**Exercise prompt:**
Drop the pictures and give back word for word the lines from the line holding "Clone this screenshot" to the line holding "type Point = [number, number];", both included.
▼
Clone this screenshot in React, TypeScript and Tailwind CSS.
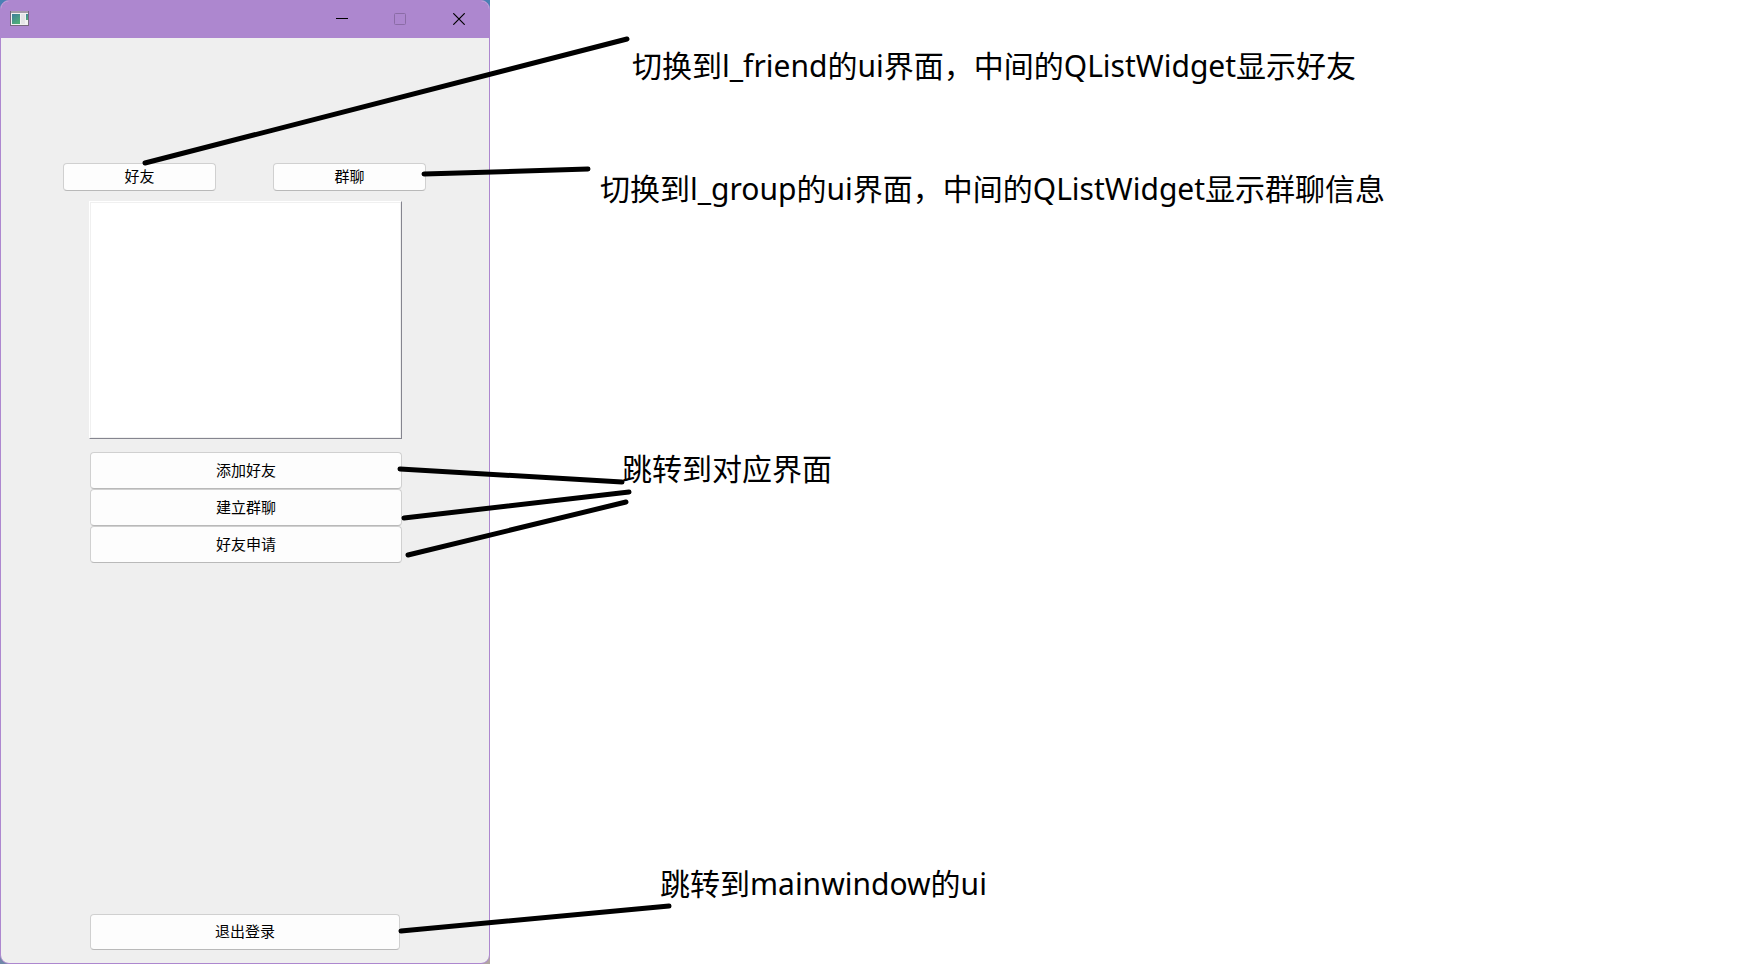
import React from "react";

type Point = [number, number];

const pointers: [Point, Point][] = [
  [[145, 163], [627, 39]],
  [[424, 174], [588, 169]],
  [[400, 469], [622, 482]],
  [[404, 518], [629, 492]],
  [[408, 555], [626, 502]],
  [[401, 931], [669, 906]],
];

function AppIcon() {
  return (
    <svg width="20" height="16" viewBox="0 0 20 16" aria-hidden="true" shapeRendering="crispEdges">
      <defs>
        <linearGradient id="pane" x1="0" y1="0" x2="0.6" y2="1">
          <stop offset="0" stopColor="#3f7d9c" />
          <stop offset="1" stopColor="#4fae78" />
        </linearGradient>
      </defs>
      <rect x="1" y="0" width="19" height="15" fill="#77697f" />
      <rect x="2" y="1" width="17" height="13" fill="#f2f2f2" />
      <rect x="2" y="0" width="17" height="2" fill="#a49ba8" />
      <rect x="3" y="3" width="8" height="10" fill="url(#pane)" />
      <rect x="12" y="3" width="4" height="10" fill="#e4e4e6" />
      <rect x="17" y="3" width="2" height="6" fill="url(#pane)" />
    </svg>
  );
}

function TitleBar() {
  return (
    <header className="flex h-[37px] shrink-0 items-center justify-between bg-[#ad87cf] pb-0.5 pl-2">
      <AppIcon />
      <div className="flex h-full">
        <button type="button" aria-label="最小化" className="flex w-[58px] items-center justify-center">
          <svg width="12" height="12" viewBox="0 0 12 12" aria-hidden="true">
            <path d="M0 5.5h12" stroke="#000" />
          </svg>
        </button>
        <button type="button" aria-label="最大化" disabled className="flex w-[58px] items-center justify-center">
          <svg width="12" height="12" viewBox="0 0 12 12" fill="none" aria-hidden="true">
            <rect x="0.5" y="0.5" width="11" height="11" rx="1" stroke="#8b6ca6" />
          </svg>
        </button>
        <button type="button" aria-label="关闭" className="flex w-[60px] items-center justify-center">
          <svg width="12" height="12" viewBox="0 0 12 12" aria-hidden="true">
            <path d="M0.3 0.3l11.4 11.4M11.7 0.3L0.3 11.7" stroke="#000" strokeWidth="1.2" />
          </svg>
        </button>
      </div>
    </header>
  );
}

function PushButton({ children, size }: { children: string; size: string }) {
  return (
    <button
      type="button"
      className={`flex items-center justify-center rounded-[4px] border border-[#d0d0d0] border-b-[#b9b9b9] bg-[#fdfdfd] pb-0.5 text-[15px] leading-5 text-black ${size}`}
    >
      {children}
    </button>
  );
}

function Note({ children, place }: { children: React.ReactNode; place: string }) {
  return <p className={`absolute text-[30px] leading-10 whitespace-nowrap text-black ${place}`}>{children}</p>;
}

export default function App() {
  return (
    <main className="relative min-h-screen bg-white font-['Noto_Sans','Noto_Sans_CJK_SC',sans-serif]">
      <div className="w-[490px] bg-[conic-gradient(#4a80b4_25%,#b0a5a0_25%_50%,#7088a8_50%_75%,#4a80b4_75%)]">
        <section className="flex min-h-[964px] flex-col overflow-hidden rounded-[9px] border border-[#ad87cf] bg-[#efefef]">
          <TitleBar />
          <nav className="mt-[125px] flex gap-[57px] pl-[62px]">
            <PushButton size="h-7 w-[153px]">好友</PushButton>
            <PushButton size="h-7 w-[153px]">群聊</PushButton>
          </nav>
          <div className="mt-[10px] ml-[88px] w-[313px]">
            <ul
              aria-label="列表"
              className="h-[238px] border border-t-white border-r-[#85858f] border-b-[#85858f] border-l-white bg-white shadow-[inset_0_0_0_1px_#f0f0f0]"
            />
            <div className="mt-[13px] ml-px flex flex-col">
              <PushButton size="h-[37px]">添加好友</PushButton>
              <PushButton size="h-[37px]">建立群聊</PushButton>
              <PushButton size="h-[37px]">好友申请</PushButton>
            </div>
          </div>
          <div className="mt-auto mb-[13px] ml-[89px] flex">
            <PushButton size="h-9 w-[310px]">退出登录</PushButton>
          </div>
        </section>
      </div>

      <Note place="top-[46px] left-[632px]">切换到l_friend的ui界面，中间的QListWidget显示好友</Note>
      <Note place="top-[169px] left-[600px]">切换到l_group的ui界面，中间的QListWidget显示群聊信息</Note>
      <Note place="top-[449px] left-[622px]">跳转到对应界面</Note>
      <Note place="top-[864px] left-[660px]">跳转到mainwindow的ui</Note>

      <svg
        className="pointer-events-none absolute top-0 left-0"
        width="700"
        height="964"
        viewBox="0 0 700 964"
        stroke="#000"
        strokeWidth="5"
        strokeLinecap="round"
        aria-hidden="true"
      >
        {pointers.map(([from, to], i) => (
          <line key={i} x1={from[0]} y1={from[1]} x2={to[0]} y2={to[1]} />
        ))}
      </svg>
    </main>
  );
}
▲
▼
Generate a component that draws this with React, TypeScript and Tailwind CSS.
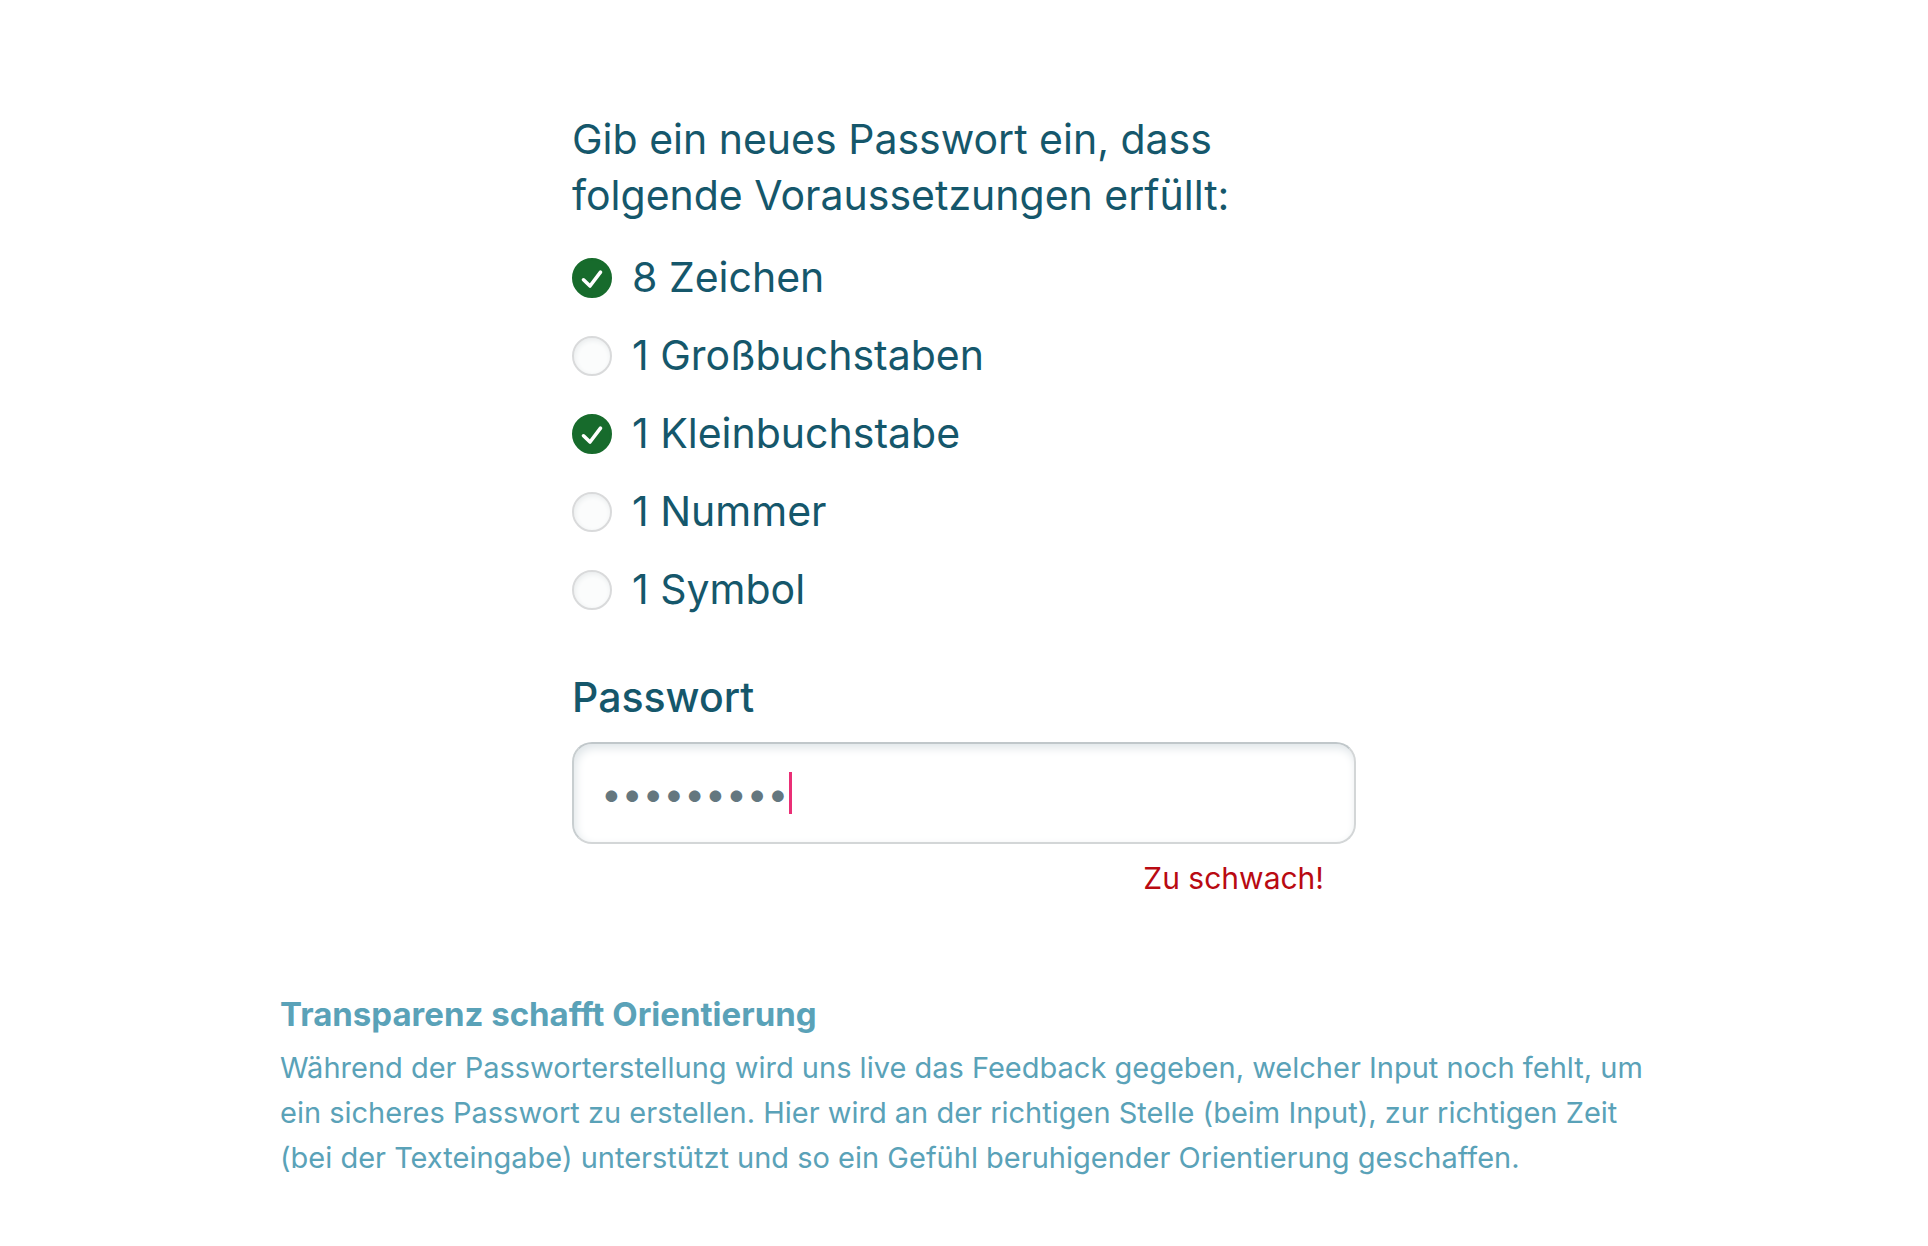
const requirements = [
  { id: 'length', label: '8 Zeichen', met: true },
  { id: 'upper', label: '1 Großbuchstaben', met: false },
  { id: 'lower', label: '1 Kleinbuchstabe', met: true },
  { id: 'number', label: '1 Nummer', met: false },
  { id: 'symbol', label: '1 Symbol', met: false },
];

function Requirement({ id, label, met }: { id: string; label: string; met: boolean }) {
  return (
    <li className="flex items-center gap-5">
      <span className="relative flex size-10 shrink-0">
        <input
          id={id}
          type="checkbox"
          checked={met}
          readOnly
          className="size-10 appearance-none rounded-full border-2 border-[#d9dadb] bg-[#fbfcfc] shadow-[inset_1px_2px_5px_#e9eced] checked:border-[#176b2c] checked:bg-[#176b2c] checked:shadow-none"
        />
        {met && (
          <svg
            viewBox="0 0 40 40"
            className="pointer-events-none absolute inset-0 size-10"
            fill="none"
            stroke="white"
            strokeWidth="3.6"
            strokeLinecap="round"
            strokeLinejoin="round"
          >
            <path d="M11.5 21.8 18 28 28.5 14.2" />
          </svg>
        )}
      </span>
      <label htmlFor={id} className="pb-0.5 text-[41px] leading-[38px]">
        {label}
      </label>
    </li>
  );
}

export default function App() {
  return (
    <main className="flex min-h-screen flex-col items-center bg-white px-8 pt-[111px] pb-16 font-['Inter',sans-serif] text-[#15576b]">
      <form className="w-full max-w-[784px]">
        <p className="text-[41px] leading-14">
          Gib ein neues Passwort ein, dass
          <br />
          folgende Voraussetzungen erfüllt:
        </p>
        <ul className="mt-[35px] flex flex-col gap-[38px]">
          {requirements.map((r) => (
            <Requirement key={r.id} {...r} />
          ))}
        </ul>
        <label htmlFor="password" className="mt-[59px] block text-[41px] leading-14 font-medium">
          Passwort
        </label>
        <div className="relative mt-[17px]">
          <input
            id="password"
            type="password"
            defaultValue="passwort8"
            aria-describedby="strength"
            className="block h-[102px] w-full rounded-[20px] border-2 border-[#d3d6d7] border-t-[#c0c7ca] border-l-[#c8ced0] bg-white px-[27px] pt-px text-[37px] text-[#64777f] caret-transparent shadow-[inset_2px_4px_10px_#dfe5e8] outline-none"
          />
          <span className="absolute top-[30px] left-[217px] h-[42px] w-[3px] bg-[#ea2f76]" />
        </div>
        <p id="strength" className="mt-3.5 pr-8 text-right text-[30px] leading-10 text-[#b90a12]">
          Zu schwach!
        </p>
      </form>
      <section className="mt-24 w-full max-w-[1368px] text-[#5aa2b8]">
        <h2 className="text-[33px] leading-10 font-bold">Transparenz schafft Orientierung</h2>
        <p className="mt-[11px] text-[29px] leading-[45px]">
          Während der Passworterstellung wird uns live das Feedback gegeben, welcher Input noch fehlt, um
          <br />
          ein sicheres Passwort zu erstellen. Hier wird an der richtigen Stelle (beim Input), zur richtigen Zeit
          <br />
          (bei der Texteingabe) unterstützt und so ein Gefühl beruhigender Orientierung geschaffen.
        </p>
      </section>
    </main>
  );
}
▲
**Written response:**
Clone this screenshot in React, TypeScript and Tailwind CSS.
import React from "react";

type Point = [number, number];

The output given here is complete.